がん患者では、全⾝状態の悪化で⾔葉によるコミュニケーションが取れなくなった場合、⾃分の症状を表現できず、⼀般の医療従事者も症状評価に難渋することがある。適切な症状評価ができなければ、苦痛の緩和も⼗分に⾏えない。適切な症状評価には緩和ケアに関する修練が必要で、医療現場では緩和ケア専⾨職による⽀援が⾏われている。⼀⽅、全国のがん患者数に⽐べて緩和ケア専⾨職は⾮常に不⾜しているのが現状。

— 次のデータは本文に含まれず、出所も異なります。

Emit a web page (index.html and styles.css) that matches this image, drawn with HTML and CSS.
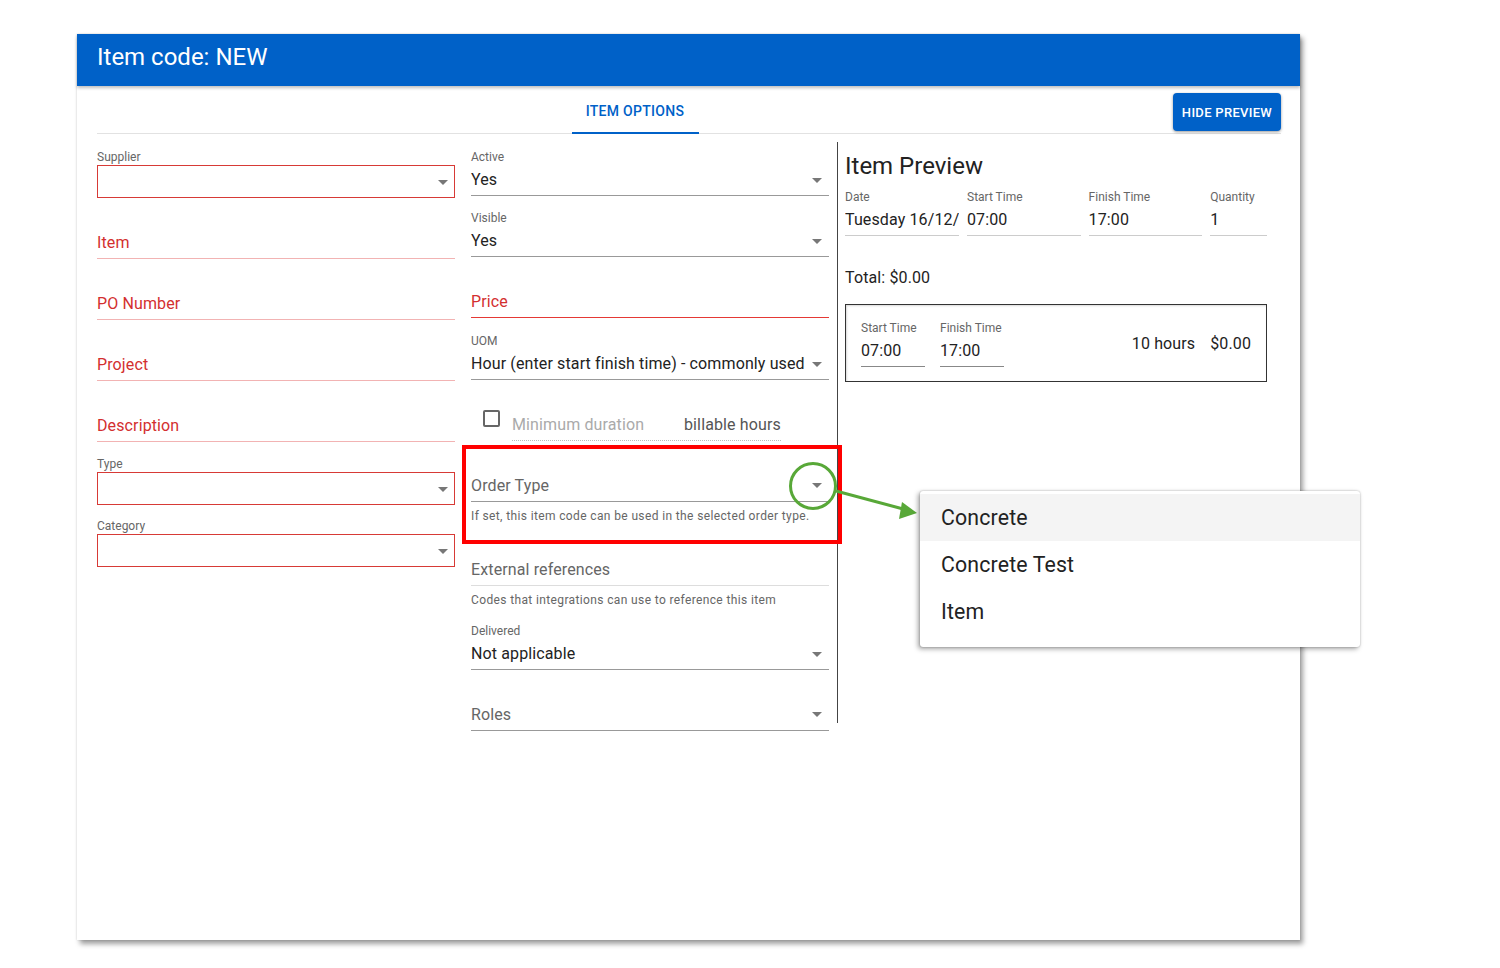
FILE: index.html
```html
<!DOCTYPE html>
<html>
<head>
<meta charset="utf-8">
<link rel="stylesheet" href="styles.css">
</head>
<body>
<div class="dialog">
  <div class="header">Item code: NEW</div>
  <div class="tabbar">
    <div class="tabs"><div class="tab">ITEM OPTIONS</div></div>
    <div class="btn">HIDE PREVIEW</div>
  </div>
  <div class="content">
    <div class="col">
      <div class="ofield">
        <div class="lbl">Supplier</div>
        <div class="obox"><span class="caret"></span></div>
      </div>
      <div class="tf err"><span>Item</span></div>
      <div class="tf err"><span>PO Number</span></div>
      <div class="tf err"><span>Project</span></div>
      <div class="tf err"><span>Description</span></div>
      <div class="ofield gap15">
        <div class="lbl">Type</div>
        <div class="obox"><span class="caret"></span></div>
      </div>
      <div class="ofield gap">
        <div class="lbl">Category</div>
        <div class="obox"><span class="caret"></span></div>
      </div>
    </div>
    <div class="col">
      <div class="sel">
        <div class="lbl">Active</div>
        <div class="val"><span>Yes</span><span class="caret"></span></div>
      </div>
      <div class="sel gap15">
        <div class="lbl">Visible</div>
        <div class="val"><span>Yes</span><span class="caret"></span></div>
      </div>
      <div class="tf err strong"><span>Price</span></div>
      <div class="sel gap16">
        <div class="lbl">UOM</div>
        <div class="val"><span>Hour (enter start finish time) - commonly used</span><span class="caret"></span></div>
      </div>
      <div class="minrow">
        <span class="check"></span>
        <div class="mininput"><span class="ph">Minimum duration</span><span class="suffix">billable hours</span></div>
      </div>
      <div class="tf plain"><span class="grey">Order Type</span><span class="caret"></span></div>
      <div class="helper">If set, this item code can be used in the selected order type.</div>
      <div class="tf plain light ext"><span class="grey">External references</span></div>
      <div class="helper">Codes that integrations can use to reference this item</div>
      <div class="sel gap2">
        <div class="lbl">Delivered</div>
        <div class="val"><span>Not applicable</span><span class="caret"></span></div>
      </div>
      <div class="tf plain"><span class="grey">Roles</span><span class="caret"></span></div>
    </div>
    <div class="sep"></div>
    <div class="preview">
      <div class="ptitle">Item Preview</div>
      <div class="prow">
        <div class="pf w114"><div class="lbl">Date</div><div class="pv">Tuesday 16/12/</div></div>
        <div class="pf w114"><div class="lbl">Start Time</div><div class="pv">07:00</div></div>
        <div class="pf w114"><div class="lbl">Finish Time</div><div class="pv">17:00</div></div>
        <div class="pf w57"><div class="lbl">Quantity</div><div class="pv">1</div></div>
      </div>
      <div class="total">Total: $0.00</div>
      <div class="pbox">
        <div class="pf w64"><div class="lbl">Start Time</div><div class="pv dark">07:00</div></div>
        <div class="pf w64"><div class="lbl">Finish Time</div><div class="pv dark">17:00</div></div>
        <div class="spacer"></div>
        <div class="sum">10 hours</div>
        <div class="sum">$0.00</div>
      </div>
    </div>
  </div>
</div>

<div class="highlight"></div>
<svg class="annot" width="160" height="90" viewBox="780 450 160 90">
  <circle cx="813" cy="486" r="22.5" fill="none" stroke="#58a838" stroke-width="3"/>
  <line x1="836" y1="491" x2="905" y2="509.5" stroke="#58a838" stroke-width="3"/>
  <polygon points="917,513 902,502 899,519" fill="#58a838"/>
</svg>
<div class="menu">
  <div class="mi active">Concrete</div>
  <div class="mi">Concrete Test</div>
  <div class="mi">Item</div>
</div>
</body>
</html>
```

FILE: styles.css
```css
* { box-sizing: border-box; }
body {
  margin: 0;
  width: 1500px;
  height: 968px;
  overflow: hidden;
  position: relative;
  background: #fff;
  font-family: Roboto, "Liberation Sans", sans-serif;
  color: #222;
}
.dialog {
  margin: 34px 0 0 77px;
  width: 1223px;
  height: 906px;
  background: #fff;
  box-shadow: 3px 4px 5px rgba(0,0,0,0.38), 0 0 2px rgba(0,0,0,0.15);
}
.header {
  height: 52px;
  background: #0061c8;
  color: #fff;
  font-size: 24px;
  padding: 0 0 6px 20px;
  display: flex;
  align-items: center;
  box-shadow: 0 2px 3px rgba(0,0,0,0.25);
  position: relative;
}
.tabbar {
  display: flex;
  margin: 0 19px 0 20px;
  height: 48px;
  border-bottom: 1px solid #e2e2e2;
}
.tabs { flex: 1; display: flex; justify-content: center; }
.tab {
  width: 127px;
  height: 48px;
  padding-top: 3px;
  color: #0061c8;
  font-size: 14px;
  font-weight: 500;
  letter-spacing: 0.3px;
  display: flex;
  align-items: center;
  justify-content: center;
  border-bottom: 2px solid #0061c8;
}
.btn {
  margin-top: 7px;
  width: 108px;
  height: 38px;
  background: #0061c8;
  color: #fff;
  font-size: 13px;
  font-weight: 500;
  letter-spacing: 0.3px;
  border-radius: 4px;
  display: flex;
  align-items: center;
  justify-content: center;
  box-shadow: 0 1px 3px rgba(0,0,0,0.4);
}
.content {
  display: flex;
  margin-left: 20px;
}
.col {
  width: 358px;
  padding-top: 16px;
  display: flex;
  flex-direction: column;
}
.col + .col { margin-left: 16px; }
.lbl {
  font-size: 12px;
  line-height: 14px;
  color: #666;
}
.caret {
  width: 0; height: 0;
  border-left: 5px solid transparent;
  border-right: 5px solid transparent;
  border-top: 5px solid #777;
  margin-right: 7px;
  flex: none;
}
.ofield .obox {
  margin-top: 1px;
  height: 33px;
  border: 1px solid #d73a36;
  display: flex;
  align-items: center;
  justify-content: flex-end;
  padding-top: 2px;
}
.ofield .obox .caret { margin-right: 6px; }
.gap { margin-top: 14px; }
.gap15 { margin-top: 15px; }
.gap16 { margin-top: 16px; }
.gap2 { margin-top: 17px; }
.tf {
  height: 61px;
  display: flex;
  align-items: flex-end;
  justify-content: space-between;
  padding-bottom: 6px;
  font-size: 16px;
  line-height: 19px;
  letter-spacing: 0.12px;
  border-bottom: 1px solid #999;
}
.tf .caret { margin-bottom: 7px; }
.tf.err { color: #d32f2f; border-bottom-color: #f2b3b3; }
.tf.err.strong { border-bottom-color: #e53935; }
.tf.light { border-bottom-color: #ddd; }
.tf.ext { height: 63px; }
.grey { color: #666; }
.sel { display: flex; flex-direction: column; }
.sel .val {
  margin-top: 6px;
  display: flex;
  align-items: center;
  justify-content: space-between;
  font-size: 16px;
  line-height: 19px;
  letter-spacing: 0.12px;
  padding-bottom: 6px;
  border-bottom: 1px solid #999;
}
.sel .val .caret { margin-top: 2px; }
.minrow {
  height: 61px;
  display: flex;
  align-items: flex-end;
}
.check {
  width: 17px;
  height: 17px;
  border: 2px solid #666;
  border-radius: 2px;
  margin: 0 12px 14px 12px;
}
.mininput {
  width: 269px;
  display: flex;
  font-size: 16px;
  line-height: 19px;
  letter-spacing: 0.12px;
  padding-bottom: 6px;
  border-bottom: 1px dotted #bbb;
}
.mininput .ph { color: #aaa; width: 172px; }
.mininput .suffix { color: #555; }
.helper {
  margin-top: 7px;
  font-size: 12px;
  line-height: 14px;
  color: #666;
  letter-spacing: 0.37px;
}
.sep {
  margin: 8px 7px 0 8px;
  width: 1px;
  height: 581px;
  background: #444;
}
.preview {
  width: 422px;
  padding-top: 18px;
}
.ptitle { font-size: 24px; line-height: 28px; color: #222; }
.prow { display: flex; gap: 8px; margin-top: 10px; }
.pf { display: flex; flex-direction: column; }
.pv {
  margin-top: 6px;
  font-size: 16px;
  line-height: 19px;
  letter-spacing: 0.12px;
  padding-bottom: 6px;
  border-bottom: 1px solid #ccc;
  white-space: nowrap;
  overflow: hidden;
}
.pv.dark { border-bottom-color: #888; }
.w114 { width: 114px; }
.w57 { width: 57px; }
.w64 { width: 64px; }
.total { margin-top: 32px; font-size: 16px; line-height: 19px; letter-spacing: 0.12px; }
.pbox {
  margin-top: 17px;
  height: 78px;
  border: 1px solid #333;
  display: flex;
  align-items: center;
  padding: 0 15px;
  gap: 15px;
  box-shadow: inset 1px 1px 2px rgba(0,0,0,0.15);
}
.pbox .pf { padding-top: 2px; }
.spacer { flex: 1; }
.sum { font-size: 16px; line-height: 19px; letter-spacing: 0.12px; }
.highlight {
  position: absolute;
  left: 462px;
  top: 445px;
  width: 380px;
  height: 99px;
  border: 4px solid #ff0000;
}
.annot {
  position: absolute;
  left: 780px;
  top: 450px;
}
.menu {
  position: absolute;
  left: 920px;
  top: 491px;
  width: 440px;
  height: 156px;
  background: #fff;
  border-radius: 3px;
  padding-top: 3px;
  box-shadow: -2px 2px 5px rgba(0,0,0,0.35), 0 0 2px rgba(0,0,0,0.3);
}
.mi {
  height: 47px;
  padding-left: 21px;
  display: flex;
  align-items: center;
  font-size: 21.3px;
  letter-spacing: 0.15px;
  color: #222;
}
.mi.active { background: #f4f4f4; }
```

こうした現状を踏まえて、京都⼤学医学部附属病院緩和医療科・緩和ケアセンターの恒藤暁 教授、嶋⽥和貴同特定講師らの研究グループは、機械学習を⽤いて、がん患者の苦痛のうち、痛みや呼吸困難などの⾃覚症状を評価する⽅法を開発した。
⾃覚症状は会話ができないと客観的には評価困難で、緩和ケア専⾨職の⽀援を特に必要とするが、この⼿法は緩和ケア専⾨職の不⾜を解決し、全国のがん患者の苦痛からの解放につながる可能性があるという
垣藤教授らの研究では、2015年8⽉から2016年8⽉にかけて⾃ら診療したがん患者213⼈の診療情報を対象とした後⽅視的研究を実施。⼀般の医療従事者、特に若⼿の医師や看護師、介護⼠に最終的なアプリケーションを使ってもらうことを当初から想定し、誰でも観察で評価できる他覚症状を機械学習の⼊⼒系にすることを試みた。
そこで、症状のうち観察で評価できる客観的要素の多い症状を〝⽬に⾒える症状〟として抽出。残りの主観的要素の多い症状を〝⽬に⾒えない症状〟とした。
次に、患者背景と〝⽬に⾒える症状〟から〝⽬に⾒えない症状〟を予測する系を作成した。この〝⽬に⾒える症状〟と〝⽬に⾒えない症状〟の分類がこの研究の最⼤のポイント。機械学習としてはポピュラーな⼿法のひとつである決定木分析で〝⽬に⾒えない症状〟として、痛み、呼吸困難、疲労、眠気、不安、せん妄、不⼗分なインフォームド・コンセント、スピリチュアルな問題を予測したところ、精度、感度、特異度の最⾼値/最低値は、88.0%/55.5%、84.9%/3.3%、96.7%/24.1%だった。